For many expectant families, deciding whether or not to bank their newborn’s cord blood is an important part of preparing for the arrival of a new baby. Those that are on the fence about this decision should have all the facts put before them before making a choice.
What are stem cell bank treatments?
When a baby is delivered the mother’s body eventually releases the placenta, the organ that provides oxygen and nutrition to the baby while in utero. The blood contained in the placenta and attached umbilical cord contains valuable stem cells, which can be beneficial in a variety of medical treatments. The cord blood can be collected and stored after birth in a process that takes just a few minutes and is completely painless for the mom and her newborn.
What are stem cells used for?
Until just a few years ago, the placenta and umbilical cord were discarded as medical waste. However, in the 1970s, researchers discovered that umbilical cord blood contains the same kind of stem cells that are present in bone marrow. Since collecting umbilical cord blood is much less painful and invasive than extracting bone marrow, doctors began to recommend cord blood banking as a viable alternative. As a result, growing numbers of new parents are choosing to extract stem cell-rich blood from the umbilical cord and placenta with the intention of storing it for future use or donation.
Cord blood stem cells can be used to treat certain kinds of leukemia and lymphoma, severe sickle cell anemia, aplastic anemia and serious autoimmune disorders.

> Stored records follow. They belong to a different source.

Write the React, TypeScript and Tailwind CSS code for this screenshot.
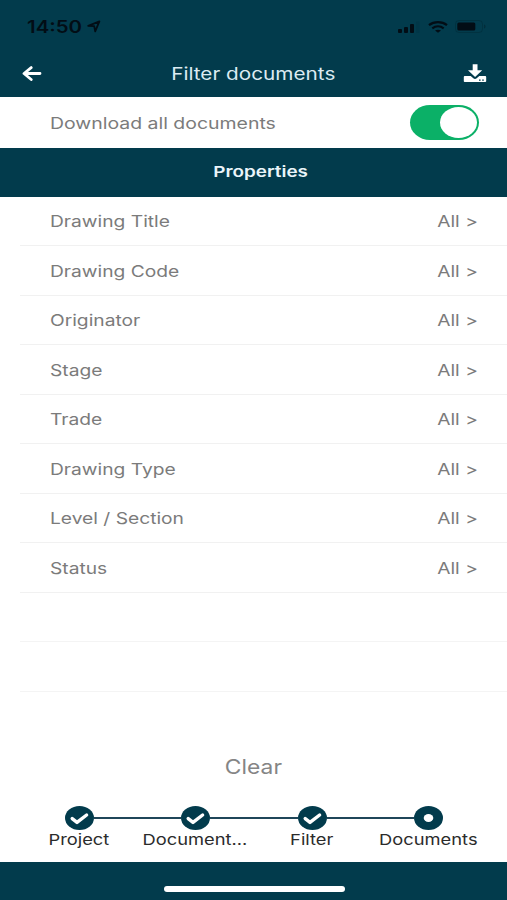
import type { ReactNode } from 'react';
import { clsx } from 'clsx';

const PROPERTIES = [
  'Drawing Title',
  'Drawing Code',
  'Originator',
  'Stage',
  'Trade',
  'Drawing Type',
  'Level / Section',
  'Status',
];

const STEPS = [
  { label: 'Project', done: true },
  { label: 'Document...', done: true },
  { label: 'Filter', done: true },
  { label: 'Documents', done: false },
];

// Extended-width lettering used across the app
function Wide({ children, className }: { children: ReactNode; className: string }) {
  return <span className={clsx('inline-block whitespace-nowrap', className)}>{children}</span>;
}

function StatusBar() {
  return (
    <div className="flex h-[50px] items-center justify-between pt-[3px] pr-[20px] pl-[27px] text-[#020d15]">
      <div className="flex items-center">
        <div className="w-[60px] text-[17px] leading-5 font-semibold">
          <Wide className="origin-left scale-x-[1.2]">14:50</Wide>
        </div>
        <svg width="15" height="13" viewBox="0 0 15 13" fill="none" stroke="currentColor" strokeWidth="1.8" strokeLinejoin="round">
          <path d="M1.2 5.8 12.4 1.4 8.2 11.4 7.2 6.2Z" />
        </svg>
      </div>
      <div className="flex items-center gap-[7px]">
        <svg width="24" height="12" viewBox="0 0 24 12" fill="currentColor">
          <rect x="1" y="8" width="4" height="4" rx="1" />
          <rect x="7" y="6" width="4" height="6" rx="1" />
          <rect x="13" y="3" width="4" height="9" rx="1" />
          <rect x="19" y="0.5" width="3.5" height="11.5" rx="1" opacity="0.08" />
        </svg>
        <svg width="20" height="12" viewBox="0 0 20 12" fill="none" stroke="currentColor" strokeWidth="2.2">
          <path d="M1 4.2C6 .1 14 .1 19 4.2" />
          <path d="M4.3 7.4c3.4-2.6 8-2.6 11.4 0" />
          <path d="M10 11.8 7 9.6c1.7-1.3 4.3-1.3 6 0Z" fill="currentColor" stroke="none" />
        </svg>
        <svg width="32" height="13" viewBox="0 0 32 13" fill="currentColor">
          <rect x="0.5" y="0.5" width="27" height="12" rx="3.5" fill="none" stroke="currentColor" opacity="0.2" />
          <rect x="2.3" y="2.5" width="18" height="8" rx="1.5" />
          <path d="M29 4.5c2 .6 2 3.4 0 4Z" opacity="0.3" />
        </svg>
      </div>
    </div>
  );
}

function NavBar() {
  return (
    <div className="grid h-[47px] grid-cols-[1fr_auto_1fr] items-center pr-[20px] pl-[22px] text-white">
      <svg width="20" height="16" viewBox="0 0 20 16" fill="none" stroke="currentColor" strokeWidth="2.8" strokeLinecap="round" strokeLinejoin="round">
        <path d="M9.2 1.6 2 7.5l7.2 6M2.4 7.5h15.6" />
      </svg>
      <h1 className="pr-[2px] text-[17px] leading-6 text-[#dcebf2]">
        <Wide className="scale-x-[1.22]">Filter documents</Wide>
      </h1>
      <svg className="justify-self-end" width="24" height="19" viewBox="0 0 24 19" fill="currentColor">
        <path d="M9.7.2h4.8v6h4.7L12.1 13 5 6.2h4.7Z" />
        <path fillRule="evenodd" d="M2 12h5.7l2.6 2.3c1 .8 2.4.8 3.4 0L16.3 12H22c.7 0 1.2.5 1.2 1.1V17c0 .6-.5 1.1-1.2 1.1H2c-.7 0-1.2-.5-1.2-1.1v-3.9C.8 12.5 1.3 12 2 12Zm14 3.5v1.2h1.6v-1.2Zm3.2 0v1.2h1.6v-1.2Z" />
      </svg>
    </div>
  );
}

function Toggle() {
  return (
    <button role="switch" aria-checked="true" className="flex h-[35px] w-[69px] items-center justify-end rounded-[20px/17.5px] bg-[#0bb067] pr-[2px]">
      <span className="h-[31px] w-[37px] rounded-[50%] bg-white" />
    </button>
  );
}

function StepDot({ done }: { done: boolean }) {
  return (
    <svg className="shrink-0" width="29" height="24" viewBox="0 0 29 24">
      <ellipse cx="14.5" cy="12" rx="14.5" ry="12" fill="#023b4c" />
      {done ? (
        <path d="M7.2 12.6 12 16.4 21.6 9" fill="none" stroke="#fff" strokeWidth="3.4" strokeLinecap="round" strokeLinejoin="round" />
      ) : (
        <ellipse cx="14.5" cy="12" rx="4.8" ry="4" fill="#fff" />
      )}
    </svg>
  );
}

function Stepper() {
  return (
    <div>
      <div className="flex items-center pr-[64px] pl-[65px]">
        {STEPS.map((step, i) => (
          <div key={step.label} className={clsx('flex items-center', i > 0 && 'flex-1')}>
            {i > 0 && <div className="h-[2px] flex-1 bg-[#1f4659]" />}
            <StepDot done={step.done} />
          </div>
        ))}
      </div>
      <div className="grid grid-cols-4 px-[20.5px] text-center text-[15px] leading-5 text-[#2b2b2b]">
        {STEPS.map((step) => (
          <div key={step.label}>
            <Wide className="scale-x-[1.22]">{step.label}</Wide>
          </div>
        ))}
      </div>
    </div>
  );
}

export default function App() {
  return (
    <div className="flex h-[900px] w-[507px] flex-col overflow-hidden bg-white font-['Inter','Liberation_Sans',sans-serif] text-[#7b7b7b]">
      <header className="bg-[#023b4c]">
        <StatusBar />
        <NavBar />
      </header>

      <div className="flex h-[51px] items-center justify-between pr-[28px] pl-[49.5px] text-[16px]">
        <Wide className="origin-left scale-x-[1.215]">Download all documents</Wide>
        <Toggle />
      </div>

      <h2 className="flex h-[48.5px] items-center justify-center bg-[#023b4c] pl-[14px] text-[15px] font-semibold text-[#eaf5fa]">
        <Wide className="scale-x-[1.26]">Properties</Wide>
      </h2>

      <ul className="text-[16px]">
        {PROPERTIES.map((name) => (
          <li key={name} className="ml-[20px] flex h-[49.5px] items-center justify-between border-b border-[#f1f1f1] pt-[1px] pr-[29px] pl-[29.5px]">
            <Wide className="origin-left scale-x-[1.2]">{name}</Wide>
            <Wide className="origin-right scale-x-[1.2]">All &gt;</Wide>
          </li>
        ))}
        <li className="ml-[20px] h-[49.5px] border-b border-[#f4f4f4]" />
        <li className="ml-[20px] h-[49.5px] border-b border-[#f4f4f4]" />
      </ul>

      <div className="flex flex-1 flex-col justify-end pb-[12px]">
        <button className="mb-[25px] text-[19.5px] leading-7 text-[#858585]">
          <Wide className="scale-x-[1.17]">Clear</Wide>
        </button>
        <Stepper />
      </div>

      <footer className="flex h-[38px] items-end justify-center bg-[#023b4c] pb-[8px] pl-[1px]">
        <div className="h-[6px] w-[181px] rounded-full bg-white" />
      </footer>
    </div>
  );
}
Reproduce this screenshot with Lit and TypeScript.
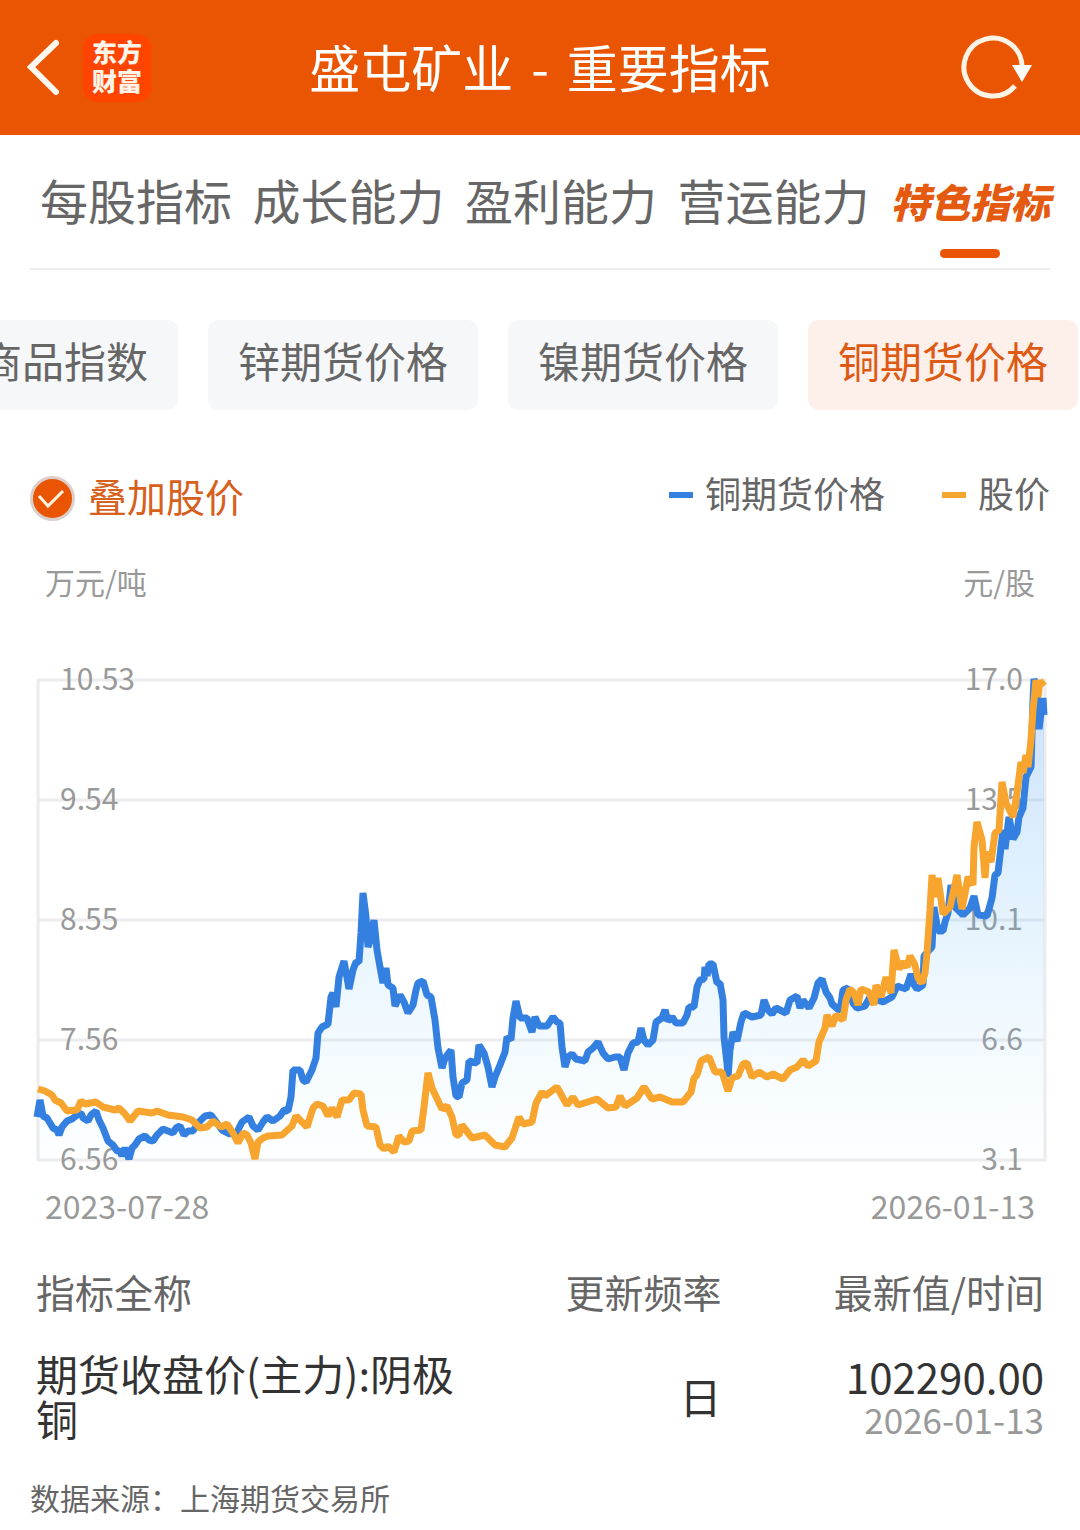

The research into the usefulness and long-term effectiveness of stored cord blood is ongoing, and doctors and scientists are making new discoveries all the time. For many physicians, the pros of banking a baby’s cord blood far outweigh the cons, and many researchers consider cord blood banking to be an acceptable alternative to bone marrow transplants.
Who can benefit from stem cell treatments?
The chances of a baby someday needing his or her own cord blood to treat an illness are low, however, banked cord blood can often provide life-saving treatment for siblings or other close family members who are suffering from chronic illness or disease. Another option for parents is to donate their baby’s cord blood to a genetically compatible recipient in need; similar to organ donation.
Planning for cord blood banking
The decision to bank cord blood is an important one and deserves thorough consideration. The process of collecting cord blood is not routine in hospitals or birthing centers, so parents need to plan well ahead of time in order to ensure that their care providers are aware of their wishes on delivery day.
There are several different options available for storing cord blood. Most depend on the length of storage time and type of facility; costs can vary widely. There are often annual maintenance fees, collection fees, courier fees and processing fees, as well.
Making the decision
Clearly, cord blood banking is not a decision to be taken lightly - and certainly is not one to be made at the last minute. Each family must decide if cord blood banking is right for them by carefully weighing the pros and cons.